Golden age and globalization (1980s–1990s)

The 1980s brought arena‑scale arrangements: big string sections, anthemic choruses, and power‑ballad dramatics. Julio Iglesias, Emmanuel, and a rising Luis Miguel helped standardize the style’s hallmarks—modulatory lifts, climactic high notes, and lush productions—while MTV and international touring spread the sound across Latin America and diaspora markets. In the 1990s, crossover‑ready stars (e.g., Ricardo Montaner, Alejandro Sanz, Cristian Castro, Chayanne) carried pop romántico into a pan‑Latin mainstream, with telenovelas and FM adult‑contemporary radio reinforcing its reach.

2000s to present

Digital production modernized textures—cleaner drums, layered pads—yet the songcraft (romantic narratives, melody‑first writing) remained intact. Spanish‑language pop diversified, but playlists and TV/film syncs kept pop romántico central to weddings, serenades, and nostalgia markets. Today it coexists with urbano trends, sometimes fusing with light reggaetón or R&B grooves, while legacy repertoire maintains enduring cross‑generational appeal.

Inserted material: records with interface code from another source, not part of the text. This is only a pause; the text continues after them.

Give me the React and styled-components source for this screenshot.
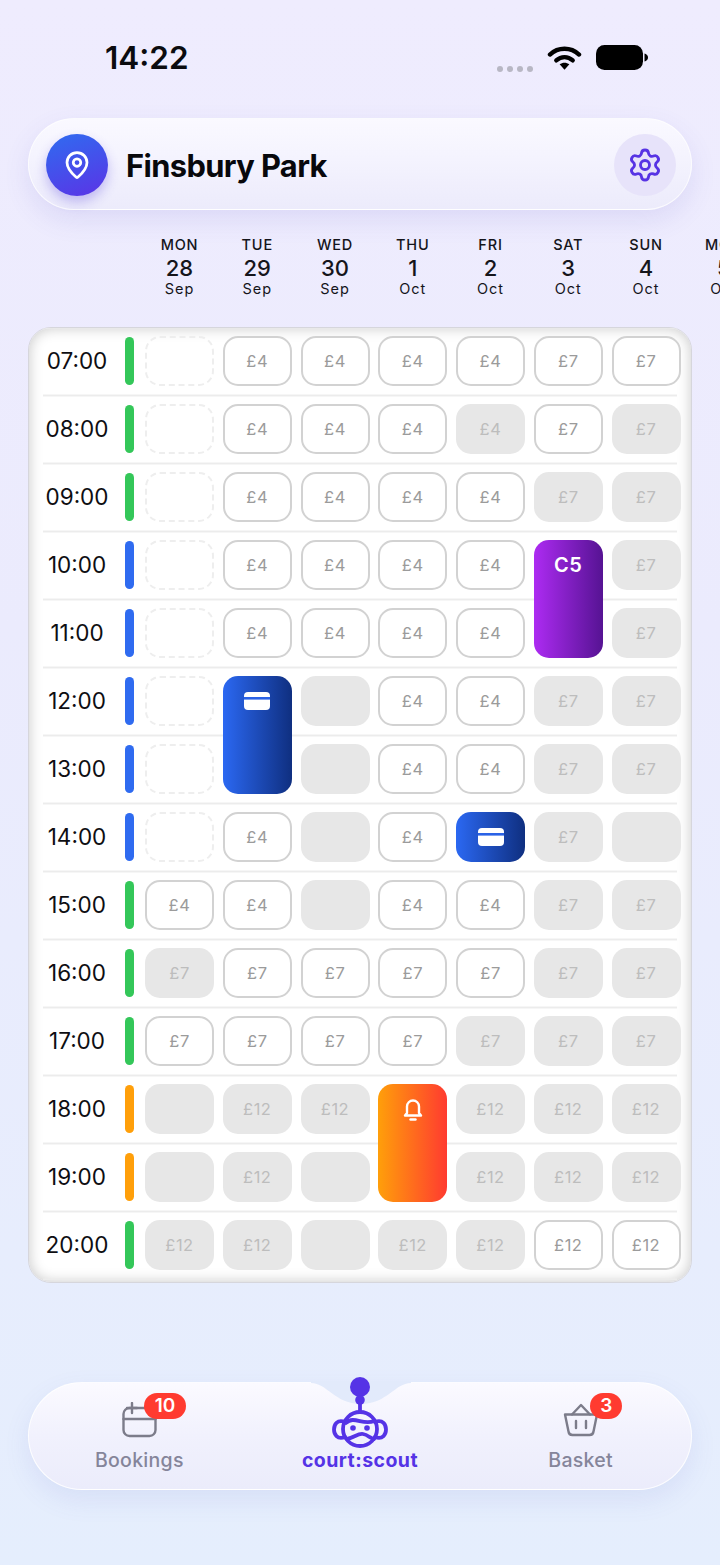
import React from "react";
import styled, { createGlobalStyle } from "styled-components";
import { MapPin, Settings } from "lucide-react";

const GlobalStyle = createGlobalStyle`
  html, body {
    margin: 0;
    padding: 0;
    width: 720px;
    height: 1565px;
    overflow: hidden;
    font-family: Inter, "Liberation Sans", sans-serif;
  }
`;

const days = [
  ["MON", "28", "Sep"],
  ["TUE", "29", "Sep"],
  ["WED", "30", "Sep"],
  ["THU", "1", "Oct"],
  ["FRI", "2", "Oct"],
  ["SAT", "3", "Oct"],
  ["SUN", "4", "Oct"],
  ["MON", "5", "Oct"],
];

// d = dashed, b = blank grey, number = free slot, g + number = taken slot
const rows = [
  ["07:00", "green", ["d", "4", "4", "4", "4", "7", "7"]],
  ["08:00", "green", ["d", "4", "4", "4", "g4", "7", "g7"]],
  ["09:00", "green", ["d", "4", "4", "4", "4", "g7", "g7"]],
  ["10:00", "blue", ["d", "4", "4", "4", "4", "court", "g7"]],
  ["11:00", "blue", ["d", "4", "4", "4", "4", "g7"]],
  ["12:00", "blue", ["d", "cardTall", "b", "4", "4", "g7", "g7"]],
  ["13:00", "blue", ["d", "b", "4", "4", "g7", "g7"]],
  ["14:00", "blue", ["d", "4", "b", "4", "card", "g7", "b"]],
  ["15:00", "green", ["4", "4", "b", "4", "4", "g7", "g7"]],
  ["16:00", "green", ["g7", "7", "7", "7", "7", "g7", "g7"]],
  ["17:00", "green", ["7", "7", "7", "7", "g7", "g7", "g7"]],
  ["18:00", "orange", ["b", "g12", "g12", "bell", "g12", "g12", "g12"]],
  ["19:00", "orange", ["b", "g12", "b", "g12", "g12", "g12"]],
  ["20:00", "green", ["g12", "g12", "b", "g12", "g12", "12", "12"]],
];

const barColours = { green: "#34c759", blue: "#2f6bf0", orange: "#ff9f0a" };

const Page = styled.div`
  width: 720px;
  height: 1565px;
  overflow: hidden;
  background: linear-gradient(180deg, #efecfe 0%, #ebebfd 40%, #e5eefd 100%);
`;

const StatusBar = styled.div`
  height: 118px;
  box-sizing: border-box;
  padding: 38px 72px 0 105px;
  display: flex;
  align-items: flex-start;
`;

const Clock = styled.div`
  font-size: 31.5px;
  line-height: 39px;
  font-weight: 600;
  color: #0b0b0f;
  flex: 1;
`;

const StatusIcons = styled.div`
  display: flex;
  align-items: center;
  height: 39px;
`;

const Dots = styled.div`
  display: flex;
  gap: 4px;
  margin: 22px 14px 0 0;
`;

const Dot = styled.span`
  width: 6px;
  height: 6px;
  border-radius: 50%;
  background: #b8b7c4;
`;

const BatteryIcon = styled.svg`
  margin-left: 14px;
`;

const Header = styled.div`
  margin: 0 28px;
  height: 92px;
  box-sizing: border-box;
  padding: 1px 15px 0 17px;
  border-radius: 46px;
  border: 1px solid rgba(255, 255, 255, 0.75);
  background: linear-gradient(180deg, #faf9ff 0%, #f4f3fe 45%, #ecebfb 100%);
  box-shadow: 0 10px 26px rgba(92, 80, 200, 0.12);
  display: flex;
  align-items: center;
`;

const PinButton = styled.div`
  width: 62px;
  height: 62px;
  border-radius: 50%;
  background: linear-gradient(160deg, #2f6cf0 0%, #5b33e6 100%);
  box-shadow: 0 6px 12px rgba(80, 60, 220, 0.3);
  color: #fff;
  display: flex;
  align-items: center;
  justify-content: center;
`;

const Title = styled.div`
  flex: 1;
  margin-left: 18px;
  padding-top: 1px;
  font-size: 30.8px;
  font-weight: 700;
  letter-spacing: -0.6px;
  color: #08080c;
`;

const GearButton = styled.div`
  width: 62px;
  height: 62px;
  border-radius: 50%;
  background: #e7e3fa;
  color: #5733e4;
  display: flex;
  align-items: center;
  justify-content: center;
`;

const DayRow = styled.div`
  height: 117px;
  box-sizing: border-box;
  padding: 26px 0 0 145px;
  display: grid;
  grid-template-columns: repeat(8, 69px);
  column-gap: 8.75px;
  align-content: start;
`;

const Day = styled.div`
  text-align: center;
  color: #15151b;
`;

const DayName = styled.div`
  font-size: 14.5px;
  line-height: 18px;
  font-weight: 500;
  letter-spacing: 0.8px;
`;

const DayNumber = styled.div`
  margin-top: 2px;
  font-size: 22px;
  line-height: 25px;
  font-weight: 500;
`;

const DayMonth = styled.div`
  margin-top: -1px;
  font-size: 14.5px;
  line-height: 17px;
  letter-spacing: 1px;
`;

const Card = styled.div`
  margin: 0 28px;
  height: 956px;
  box-sizing: border-box;
  padding: 0 10px 2px 14px;
  border: 1px solid #d6d6dc;
  border-radius: 23px;
  background: #fff;
  box-shadow: inset 0 0 14px rgba(0, 0, 0, 0.22);
`;

const Grid = styled.div`
  display: grid;
  grid-template-columns: 93.25px repeat(7, 69px);
  grid-auto-rows: 68px;
  column-gap: 8.75px;
  background-image: linear-gradient(
    180deg,
    transparent 66.5px,
    #ececec 66.5px,
    #ececec 68px
  );
  background-size: 634px 68px;
  background-repeat: repeat-y;
  background-position: 0 0.5px;
`;

const TimeSlot = styled.div`
  padding: 8px 0 10px;
  display: flex;
  align-items: center;
`;

const TimeLabel = styled.div`
  width: 68px;
  margin-bottom: 2px;
  text-align: center;
  font-size: 22.5px;
  color: #0e0e12;
`;

const Bar = styled.span`
  margin-left: 14px;
  width: 9px;
  height: 48px;
  border-radius: 5px;
  background: ${(p) => p.$colour};
`;

const Slot = styled.div`
  margin: 8px 0 10px;
  box-sizing: border-box;
  border-radius: 15px;
  display: flex;
  align-items: center;
  justify-content: center;
  font-size: 16.5px;
  letter-spacing: 0.5px;
`;

const FreeSlot = styled(Slot)`
  border: 2px solid #d2d2d2;
  background: #fff;
  color: #9b9b9b;
`;

const TakenSlot = styled(Slot)`
  background: #e7e7e7;
  color: #bdbdbd;
`;

const DashedSlot = styled(Slot)`
  border: 2px dashed #eeeeee;
`;

const ActiveSlot = styled(Slot)`
  grid-row: span ${(p) => p.$span};
  align-items: flex-start;
  background: ${(p) => p.$fill};
  color: #fff;
`;

const ActiveTop = styled.div`
  height: 50px;
  display: flex;
  align-items: center;
  justify-content: center;
  font-size: 20px;
  font-weight: 600;
`;

const NavBar = styled.div`
  position: relative;
  margin: 99px 28px 0;
  height: 108px;
  box-sizing: border-box;
  border-radius: 54px;
  border: 1px solid rgba(255, 255, 255, 0.85);
  background: linear-gradient(180deg, #fbfaff 0%, #f1f1fd 50%, #ebecfb 100%);
  box-shadow: 0 10px 26px rgba(92, 100, 200, 0.1);
  display: grid;
  grid-template-columns: repeat(3, 1fr);
`;

const Notch = styled.svg`
  position: absolute;
  left: 282px;
  top: -2px;
`;

const NavItem = styled.div`
  position: relative;
  display: flex;
  flex-direction: column;
  align-items: center;
  justify-content: flex-end;
  padding-bottom: 17px;
  font-size: 19.5px;
  letter-spacing: ${(p) => (p.$active ? "0.45px" : "0.3px")};
  line-height: 24px;
  color: ${(p) => (p.$active ? "#5533e6" : "#85859a")};
  font-weight: ${(p) => (p.$active ? 700 : 500)};
`;

const NavIcon = styled.svg`
  display: block;
  margin-bottom: 10px;
`;

const RobotLogo = styled.svg`
  position: absolute;
  left: 50%;
  margin-left: -28px;
  top: -6px;
`;

const Badge = styled.span`
  position: absolute;
  top: 10px;
  left: ${(p) => p.$left}px;
  height: 26px;
  min-width: ${(p) => p.$width}px;
  border-radius: 13px;
  background: #ff3b30;
  color: #fff;
  font-size: 19px;
  line-height: 26px;
  font-weight: 600;
  letter-spacing: 0;
  text-align: center;
`;

const CardIcon = () => (
  <svg width="26" height="18" viewBox="0 0 26 18">
    <rect width="26" height="18" rx="4" fill="#fff" />
    <rect y="5" width="26" height="2.6" fill="#2a62e6" />
  </svg>
);

const BellIcon = () => (
  <svg width="22" height="24" viewBox="0 0 22 24" fill="none" stroke="#fff" strokeWidth="2.4" strokeLinecap="round" strokeLinejoin="round">
    <path d="M5 16V9.5a6 6 0 0 1 12 0V16l2 2.500H3z" />
    <path d="M8.500 22.500h5" />
  </svg>
);

const renderSlot = (value, key) => {
  if (value === "d") return <DashedSlot key={key} />;
  if (value === "b") return <TakenSlot key={key} />;
  if (value === "court") {
    return (
      <ActiveSlot key={key} $span={2} $fill="linear-gradient(90deg, #ad2bf2 0%, #561393 100%)">
        <ActiveTop>C5</ActiveTop>
      </ActiveSlot>
    );
  }
  if (value === "cardTall" || value === "card") {
    return (
      <ActiveSlot key={key} $span={value === "card" ? 1 : 2} $fill="linear-gradient(90deg, #2b68f2 0%, #0f2f80 100%)">
        <ActiveTop>
          <CardIcon />
        </ActiveTop>
      </ActiveSlot>
    );
  }
  if (value === "bell") {
    return (
      <ActiveSlot key={key} $span={2} $fill="linear-gradient(90deg, #ff9f0a 0%, #ff3b30 100%)">
        <ActiveTop>
          <BellIcon />
        </ActiveTop>
      </ActiveSlot>
    );
  }
  if (value[0] === "g") return <TakenSlot key={key}>£{value.slice(1)}</TakenSlot>;
  return <FreeSlot key={key}>£{value}</FreeSlot>;
};

const App = () => (
  <Page>
    <GlobalStyle />
    <StatusBar>
      <Clock>14:22</Clock>
      <StatusIcons>
        <Dots>
          <Dot />
          <Dot />
          <Dot />
          <Dot />
        </Dots>
        <svg width="35" height="27" viewBox="0 0 36 27" fill="none" stroke="#000" strokeWidth="4.4" strokeLinecap="round">
          <path d="M3 10.500C11.500 2.500 24.500 2.500 33 10.500" />
          <path d="M9.500 16.500C14.500 12 21.500 12 26.500 16.500" />
          <path d="M18 26l-5-5.500c3-2.200 7-2.200 10 0z" fill="#000" stroke="none" />
        </svg>
        <BatteryIcon width="52" height="26" viewBox="0 0 52 26">
          <rect width="47" height="25" rx="8.500" fill="#000" />
          <path d="M48.500 8.500c2 .5 3.500 2 3.500 4s-1.500 3.500-3.500 4z" fill="#000" />
        </BatteryIcon>
      </StatusIcons>
    </StatusBar>

    <Header>
      <PinButton>
        <MapPin size={30} strokeWidth={2.2} />
      </PinButton>
      <Title>Finsbury Park</Title>
      <GearButton>
        <Settings size={36} strokeWidth={1.9} />
      </GearButton>
    </Header>

    <DayRow>
      {days.map(([name, number, month], i) => (
        <Day key={i}>
          <DayName>{name}</DayName>
          <DayNumber>{number}</DayNumber>
          <DayMonth>{month}</DayMonth>
        </Day>
      ))}
    </DayRow>

    <Card>
      <Grid>
        {rows.map(([time, colour, slots]) => (
          <React.Fragment key={time}>
            <TimeSlot>
              <TimeLabel>{time}</TimeLabel>
              <Bar $colour={barColours[colour]} />
            </TimeSlot>
            {slots.map((value, i) => renderSlot(value, time + i))}
          </React.Fragment>
        ))}
      </Grid>
    </Card>

    <NavBar>
      <Notch width="100" height="26" viewBox="0 0 100 26">
        <path d="M0 0h100v2C84 2 76 23 50 23S16 2 0 2z" fill="#e2eafb" />
      </Notch>
      <NavItem>
        <NavIcon width="36" height="36" viewBox="0 0 36 36" fill="none" stroke="#7c7c8a" strokeWidth="2.4" strokeLinecap="round" strokeLinejoin="round">
          <rect x="2.500" y="6" width="32" height="28" rx="6" />
          <path d="M2.500 17h32" />
          <path d="M11 1v10M6 6h10" />
        </NavIcon>
        Bookings
        <Badge $left={115} $width={42}>10</Badge>
      </NavItem>
      <NavItem $active>
        <RobotLogo width="56" height="72" viewBox="0 0 56 72" fill="none" stroke="#5533e6" strokeWidth="3.8" strokeLinecap="round" strokeLinejoin="round">
          <circle cx="28" cy="10" r="10" fill="#5533e6" stroke="none" />
          <circle cx="28" cy="23" r="4.800" fill="#5533e6" stroke="none" />
          <path d="M28 26v8" />
          <circle cx="28" cy="52" r="17" />
          <path d="M13 45C5 42 2 48 2 52.500S5 63 13 60" />
          <path d="M43 45C51 42 54 48 54 52.500S51 63 43 60" />
          <path d="M14 46C22 38 31 49 42 44" />
          <path d="M15 62C22 61 26 56 31 57S38 61 42 62" />
          <circle cx="21" cy="51" r="2.800" fill="#5533e6" stroke="none" />
          <circle cx="35" cy="51" r="2.800" fill="#5533e6" stroke="none" />
        </RobotLogo>
        court:scout
      </NavItem>
      <NavItem>
        <NavIcon width="36" height="36" viewBox="0 0 36 36" fill="none" stroke="#7c7c8a" strokeWidth="2.4" strokeLinecap="round" strokeLinejoin="round">
          <path d="M2 12.500h32l-3.500 17a4 4 0 0 1-4 3.500H9.500a4 4 0 0 1-4-3.500z" />
          <path d="M9 12.500L18 3l9 9.500" />
          <path d="M13 19v7M23 19v7" />
        </NavIcon>
        Basket
        <Badge $left={120} $width={32}>3</Badge>
      </NavItem>
    </NavBar>
  </Page>
);

export default App;
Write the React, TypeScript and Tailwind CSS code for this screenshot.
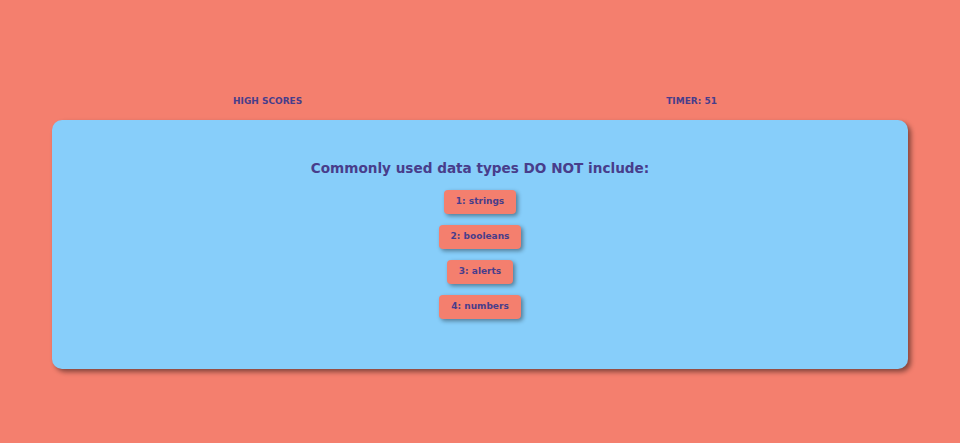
const answers = ["1: strings", "2: booleans", "3: alerts", "4: numbers"];

export default function App() {
  return (
    <div
      className="min-h-screen bg-[#f47f6e] text-[#483d8b] pt-[95px]"
      style={{ fontFamily: '"DejaVu Sans", sans-serif' }}
    >
      <header className="flex justify-between pl-[233px] pr-[243px] text-[9px] font-bold leading-[12px]">
        <span>HIGH SCORES</span>
        <span>TIMER: 51</span>
      </header>
      <main className="mx-[52px] mt-[13px] h-[249px] rounded-[10px] bg-[#87cefa] shadow-[3px_3px_5px_rgba(0,0,0,0.45)] flex flex-col items-center pt-[38px]">
        <h1 className="text-[13.6px] font-bold leading-[20px]">Commonly used data types DO NOT include:</h1>
        <div className="mt-[12px] flex flex-col items-center gap-[11px]">
          {answers.map((a) => (
            <button
              key={a}
              className="h-[24px] px-[12px] rounded-[4px] bg-[#f47f6e] text-[9px] font-bold text-[#483d8b] shadow-[2px_2px_4px_rgba(0,0,0,0.4)]"
            >
              {a}
            </button>
          ))}
        </div>
      </main>
    </div>
  );
}
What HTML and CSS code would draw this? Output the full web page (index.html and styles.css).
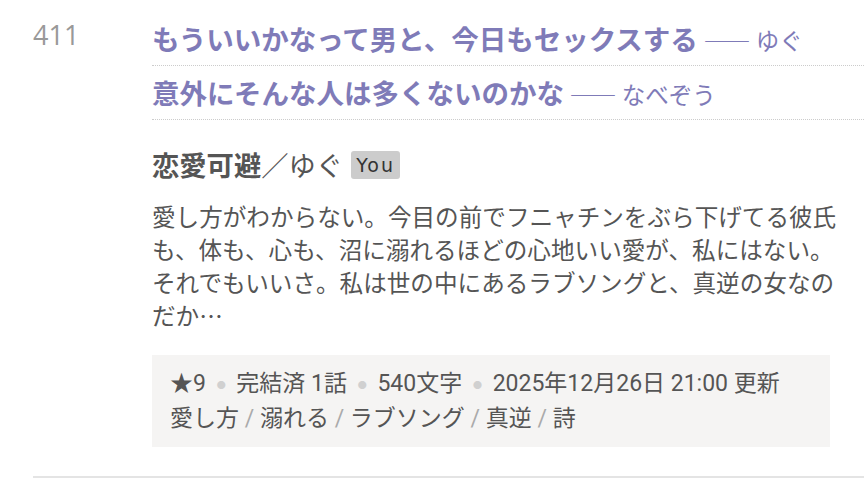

How to make a track in this genre

Core instrumentation and texture
•   Start with piano or acoustic guitar for intimate verses; add bass, light drums, and pads. •   Enrich choruses with strings (real or sampled), backing vocals, and subtle Latin percussion (shakers, timpani rolls, triangle) for lift. •   Use tasteful reverb and delay to create a warm, spacious vocal environment.
Harmony, melody, and form
•   Favor diatonic, singable progressions (e.g., I–V–vi–IV; ii–V–I) with occasional secondary dominants for color. •   Employ a late‑song key change (½ or whole step up) to intensify the final chorus. •   Write lyrical, stepwise melodies that expand to wider intervals in the chorus; reserve the highest note for the climax. •   Common structure: Intro → Verse → Pre‑chorus → Chorus → Verse → Pre‑chorus → Chorus → Bridge → Modulated Final Chorus → Coda.
Rhythm and groove
•   Ballad tempos of ~60–90 BPM; straight 4/4 with gentle backbeat and soft syncopation. •   Use arpeggiated piano/guitar in verses; broaden to legato strings and fuller drums in choruses.
Lyrics and vocal delivery
•   Themes: devotion, yearning, heartbreak, reconciliation, timeless love. Write in first person with vivid, sincere imagery. •   Vocal approach: expressive vibrato, dynamic swells, clear consonants; occasional tasteful melisma near climaxes. •   Craft a memorable hook line (often the song title) that resolves emotionally and melodically at the chorus’s end.
Arrangement tips
•   Build dynamics in tiers: sparse verse → layered pre‑chorus tension → expansive chorus. •   Use counter‑melodies (strings or background vocals) in the final chorus to heighten drama. •   Keep the mix warm and mid‑forward; ensure the lead vocal remains the focal point throughout.